Chronic Illness, Gastroparesis

The Little Joys (It’s Raining Zofran!)

Appointment days can suck the life out of you very quickly. For me, each appointment is mentally and emotionally draining. I am 3 hours out from it and the exhaustion is setting in quickly. Appointments not matter how standard give me massive anxiety. The second I sat down in the waiting room my hands started shaking and my heart started pounding. Later the nurse asked if I was nervous since my heart rate was elevated. After my doctor busted into the room smiling while I was having my BP taken by the nurse she mentioned that while I was nervous my doctor was obviously very excited to see me. Which is true, my GI is a freaking ray of sunshine and I owe so much to her.

Things have been worse symptomatically so I was nervous what my GI would say. I was also nervous about whether she would let me start tapering off my Protonix as she had originally said. There is generally a lot going on and we don’t quite know why everything is going on. PT school makes everything worse. When I told my GI everything came flaring back the first day of the semester she told me that was what we unfortunately expected (which is true). I am also a magnet for neurological side effects so both my GI and I aren’t comfortable with some treatments and others are off the table because they would affect my ability to succeed in grad school. There really aren’t many options left and we generally have to pick and chose what to focus on. I had to make hard decisions about treatment and which I wanted first because we already know I will likely negatively react to both and we need to make sure that we know what is causing the issues. It isn’t easy at all. It’s frustrating to know that options are limited in the first place because of lack of options from lack of research. It gets worse when you know it is because your body can’t handle treatments. Like if a body stops working it should at least tolerate treatments.

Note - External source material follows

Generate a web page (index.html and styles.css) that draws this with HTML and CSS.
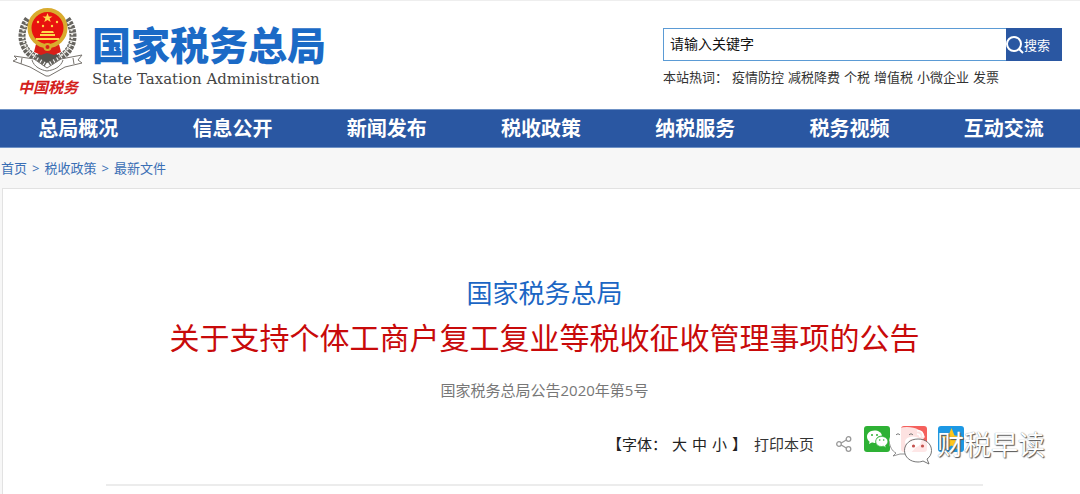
FILE: index.html
```
<!DOCTYPE html>
<html lang="zh-CN">
<head>
    <meta charset="UTF-8">
    <meta name="viewport" content="width=device-width, initial-scale=1.0">
    <title>国家税务总局</title>
    <link rel="stylesheet" href="styles.css">
</head>
<body>
    <header class="header">
        <a href="#" class="brand">
            <span class="emblem">
                <svg viewBox="12 5 72 71" width="72" height="71" aria-hidden="true">
                    <!-- wheat ears -->
                    <g fill="none" stroke="#66645f" stroke-width="7" stroke-dasharray="3 1">
                        <path d="M28 18C19 30 19 48 36 57L46 63"/>
                        <path d="M67 18C76 30 76 48 59 57L49 63"/>
                    </g>
                    <g fill="none" stroke="#e9e7e0" stroke-width="2" stroke-dasharray="2 2">
                        <path d="M27 21C20 32 21 46 36 56"/>
                        <path d="M68 21C75 32 74 46 59 56"/>
                    </g>
                    <!-- ribbon -->
                    <path d="M13 60L17 58 14 55 34 58 47 67 61 58 82 54 78 59 82 62 65 66 49 75H46L30 66Z" fill="#fff" stroke="#77736e"/>
                    <path d="M22 57L21 63M73 57L74 63M32 59C34 66 41 69 47 70C54 69 61 66 63 59" fill="none" stroke="#77736e"/>
                    <path d="M36 55L47 62 59 55 54 51H41Z" fill="#55544f"/>
                    <!-- national emblem -->
                    <path d="M36 43L34 51 41 54 47 52 54 54 61 51 59 43Z" fill="#d91e18"/>
                    <circle cx="47.5" cy="27" r="18" fill="#e8130f" stroke="#d9ab2e" stroke-width="4"/>
                    <path d="M47.5 12L48.8 15.5H52.5L49.6 17.6 50.7 21 47.5 19 44.3 21 45.4 17.6 42.5 15.5H46.2Z" fill="#ffd94a"/>
                    <g fill="#ffd94a">
                        <circle cx="38" cy="21" r="1.2"/>
                        <circle cx="57" cy="21" r="1.2"/>
                        <circle cx="43" cy="25" r="1.2"/>
                        <circle cx="52" cy="25" r="1.2"/>
                        <path d="M42 30H53L54 32H41ZM40 33H55V35H40ZM36 37H59V39H36Z"/>
                    </g>
                    <circle cx="47.5" cy="46" r="4" fill="#d9ab2e"/>
                    <circle cx="47.5" cy="46" r="2" fill="#d91e18"/>
                </svg>
                <span class="emblem-text">中国税务</span>
            </span>
            <span class="brand-name">
                <span class="brand-cn">国家税务总局</span>
                <span class="brand-en">State Taxation Administration</span>
            </span>
        </a>

        <div class="search">
            <form class="search-form">
                <input type="text" class="search-input" value="请输入关键字" aria-label="请输入关键字">
                <button type="button" class="search-button">
                    <svg viewBox="0 0 18 18" width="18" height="18" fill="none" stroke="#fff" stroke-width="2" aria-hidden="true">
                        <circle cx="8" cy="8" r="7"/>
                        <path d="M13 13L17 17"/>
                    </svg>搜索
                </button>
            </form>
            <div class="hot-words">
                <span class="hot-label">本站热词：</span>
                <a href="#">疫情防控</a>
                <a href="#">减税降费</a>
                <a href="#">个税</a>
                <a href="#">增值税</a>
                <a href="#">小微企业</a>
                <a href="#">发票</a>
            </div>
        </div>
    </header>

    <nav class="navbar">
        <a href="#">总局概况</a>
        <a href="#">信息公开</a>
        <a href="#">新闻发布</a>
        <a href="#">税收政策</a>
        <a href="#">纳税服务</a>
        <a href="#">税务视频</a>
        <a href="#">互动交流</a>
    </nav>

    <div class="breadcrumb">
        <a href="#">首页</a>
        <span>&gt;</span>
        <a href="#">税收政策</a>
        <span>&gt;</span>
        <a href="#">最新文件</a>
    </div>

    <main class="article">
        <h2 class="article-org">国家税务总局</h2>
        <h1 class="article-title">关于支持个体工商户复工复业等税收征收管理事项的公告</h1>
        <p class="article-number">国家税务总局公告2020年第5号</p>

        <div class="tools">
            <div class="font-size">
                <span>【字体：</span>
                <button type="button">大</button>
                <button type="button">中</button>
                <button type="button">小</button>
                <span>】</span>
            </div>
            <a href="#" class="print">打印本页</a>
            <svg class="share" viewBox="0 0 16 16" width="16" height="16" fill="none" stroke="#999" stroke-width="1.3" aria-hidden="true">
                <circle cx="3" cy="8" r="2.3"/>
                <circle cx="12.5" cy="3" r="2.3"/>
                <circle cx="12.5" cy="13" r="2.3"/>
                <path d="M5.2 7L10.3 4M5.2 9L10.3 12"/>
            </svg>
            <div class="share-icons">
                <a href="#" aria-label="微信">
                    <svg viewBox="0 0 26 26" width="26" height="26">
                        <rect width="26" height="26" rx="3" fill="#2eb135"/>
                        <path d="M10.5 4.5C6 4.5 3 7.3 3 10.8C3 13 4 14.5 5.6 15.7L5 18 7.8 16.6C9 17 10 17 11.5 17C11 12.5 14 9.5 18 9.5C17.5 6.5 14.5 4.5 10.5 4.5Z" fill="#fff"/>
                        <path d="M17.5 10.5C14 10.5 11.8 12.7 11.8 15.5C11.8 18.5 14.3 20.5 17.5 20.5L19.5 20.2 22 21.5 21.5 19.3C23 18.3 23.8 17 23.8 15.5C23.8 12.7 21 10.5 17.5 10.5Z" fill="#fff" stroke="#2eb135" stroke-width=".6"/>
                        <g fill="#2eb135">
                            <circle cx="8" cy="9" r="1"/>
                            <circle cx="13" cy="9" r="1"/>
                            <circle cx="15.7" cy="14" r=".8"/>
                            <circle cx="19.7" cy="14" r=".8"/>
                        </g>
                    </svg>
                </a>
                <a href="#" aria-label="微博">
                    <svg viewBox="0 0 26 26" width="26" height="26">
                        <rect width="26" height="26" rx="3" fill="#f5605c"/>
                        <ellipse cx="12" cy="16" rx="8" ry="5.5" fill="#fff"/>
                        <circle cx="11" cy="16" r="3" fill="#f5605c"/>
                        <path d="M16 5C20 4 23 7 22 11M16 8C18 8 19 9 19 11" fill="none" stroke="#fff" stroke-width="1.5"/>
                    </svg>
                </a>
                <a href="#" aria-label="QQ空间">
                    <svg viewBox="0 0 26 26" width="26" height="26">
                        <rect width="26" height="26" rx="3" fill="#1c98e4"/>
                        <path d="M13.5 2L16.5 9.5 24 10.2 18.5 15.5 20 23.5 13.5 19.5 7 23.5 8.5 15.5 3 10.2 10.5 9.5Z" fill="#ffc61c"/>
                    </svg>
                </a>
            </div>
            <div class="watermark">
                <svg viewBox="889 424 44 40" width="44" height="40" aria-hidden="true">
                    <path d="M907 426C896 426 889 433 889 441C889 446 892 450 896 453L893 455 901 454C904 455 906 455 909 454L925 436C923 430 916 426 907 426Z" fill="#fff" fill-opacity=".82"/>
                    <path d="M889 440C890 446 892 450 896 452L893 455 900 453H905" fill="none" stroke="#777" stroke-width=".8"/>
                    <path d="M918 438C910 438 904.5 443 904.5 449.5C904.5 456 910 461 918 461C920 461 922 460.5 923 460L929 463 927 458C930 456 931.5 453 931.5 449.5C931.5 443 926 438 918 438Z" fill="#fff" fill-opacity=".85" stroke="#666" stroke-width=".9"/>
                    <path d="M896 434C897 432.5 899 432.5 900 434M909 434C910 432.5 912 432.5 913 434" fill="none" stroke="#777"/>
                    <circle cx="913.5" cy="445" r="1.6" fill="#c4524e"/>
                    <circle cx="922.5" cy="445" r="1.6" fill="#c4524e"/>
                </svg>
                <span>财税早读</span>
            </div>
        </div>
    </main>
</body>
</html>
```

FILE: styles.css
```
* {
    box-sizing: border-box;
}

body {
    font-family: "Open Sans", "Noto Sans CJK SC", sans-serif;
    margin: 0;
    font-size: 13px;
    color: #333;
    background-color: #f7f7f7;
}

a {
    color: inherit;
    text-decoration: none;
}

button {
    font: inherit;
    color: inherit;
    background: none;
    border: none;
    padding: 0;
    cursor: pointer;
}

svg {
    display: block;
}

/* header */
.header {
    display: flex;
    justify-content: space-between;
    align-items: flex-start;
    min-height: 109px;
    padding: 5px 18px 0 12px;
    background-color: #fff;
    border-top: 1px solid #eee;
}

.brand {
    display: flex;
    gap: 8px;
}

.emblem {
    display: flex;
    flex-direction: column;
    align-items: center;
}

.emblem-text {
    font-size: 15px;
    line-height: 20px;
    font-weight: bold;
    font-style: italic;
    color: #d3211c;
}

.brand-name {
    display: flex;
    flex-direction: column;
    gap: 4px;
    padding-top: 19px;
}

.brand-cn {
    font-size: 39px;
    line-height: 40px;
    font-weight: 900;
    color: #1b6ac6;
}

.brand-en {
    font-family: "DejaVu Serif", serif;
    font-size: 15px;
    line-height: 20px;
    color: #444;
}

.search {
    width: 399px;
    padding-top: 22px;
}

.search-form {
    display: flex;
    height: 33px;
}

.search-input {
    flex: 1;
    min-width: 0;
    padding: 0 6px 4px;
    font-family: inherit;
    font-size: 14px;
    color: #111;
    background-color: #fff;
    border: 1px solid #5b9bd5;
    border-right: none;
}

.search-button {
    display: flex;
    align-items: center;
    width: 56px;
    color: #fff;
    background-color: #2a57a2;
}

.hot-words {
    display: flex;
    gap: 4px;
    margin-top: 6px;
    line-height: 20px;
}

/* main menu */
.navbar {
    display: grid;
    grid-template-columns: repeat(7, 1fr);
    background-color: #2a57a2;
    border-top: 1px solid #6f92c6;
    border-bottom: 1px solid #6f92c6;
}

.navbar a {
    padding-left: 2px;
    font-size: 20px;
    line-height: 37px;
    font-weight: bold;
    text-align: center;
    color: #fff;
}

.breadcrumb {
    display: flex;
    gap: 5px;
    padding: 10px 1px;
    line-height: 20px;
    color: #3a6fb5;
}

/* article */
.article {
    min-height: 306px;
    margin-left: 2px;
    padding: 84px 97px 0 103px;
    background-color: #fff;
    border-top: 1px solid #e2e2e2;
    border-left: 1px solid #e2e2e2;
    text-align: center;
}

.article-org {
    margin: 0;
    font-size: 26px;
    line-height: 40px;
    font-weight: normal;
    color: #1b66c4;
}

.article-title {
    margin: 0;
    font-size: 30px;
    line-height: 50px;
    font-weight: normal;
    color: #c80a0a;
}

.article-number {
    margin: 17px 0 26px;
    font-size: 15px;
    line-height: 20px;
    color: #777;
}

.tools {
    position: relative;
    display: flex;
    justify-content: flex-end;
    align-items: center;
    padding: 0 19px 22px 0;
    font-size: 15px;
    line-height: 36px;
    border-bottom: 2px solid #ececec;
}

.font-size {
    display: flex;
    gap: 5px;
    color: #222;
}

.print {
    margin-left: 7px;
}

.share {
    margin: 0 12px 0 22px;
}

.share-icons {
    display: flex;
    gap: 11px;
    align-self: flex-start;
}

.watermark {
    position: absolute;
    top: -1px;
    right: -62px;
    display: flex;
    gap: 4px;
    font-size: 27px;
    line-height: 40px;
    color: #fff;
    text-shadow: 1px 1px 1px #555, 0 0 1px #777;
}
```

I always try to pick out one great thing from the appointment to keep me positive. In this case it was eh tapering off Protonix! I have 28 more days left if things go well (I’m staying optimistic about this). I may finally get a break from the headaches! I also have a treatment lined up for my gastroparesis in case things keep staying flared and terrible. Then I have something to work on to try to improve some other symptoms. It is a bunch of tiny baby steps but at least things are moving forward in the right direction. I have a great team both medically and in terms of family/friends by my side which makes this all a billion times easier. Most notably medically I have my kickass GI who did a great thing when she went it and refilled my Zofran. She tested the limits on how much I could get covered and the result is a lot of Zofran saving me a lot of money!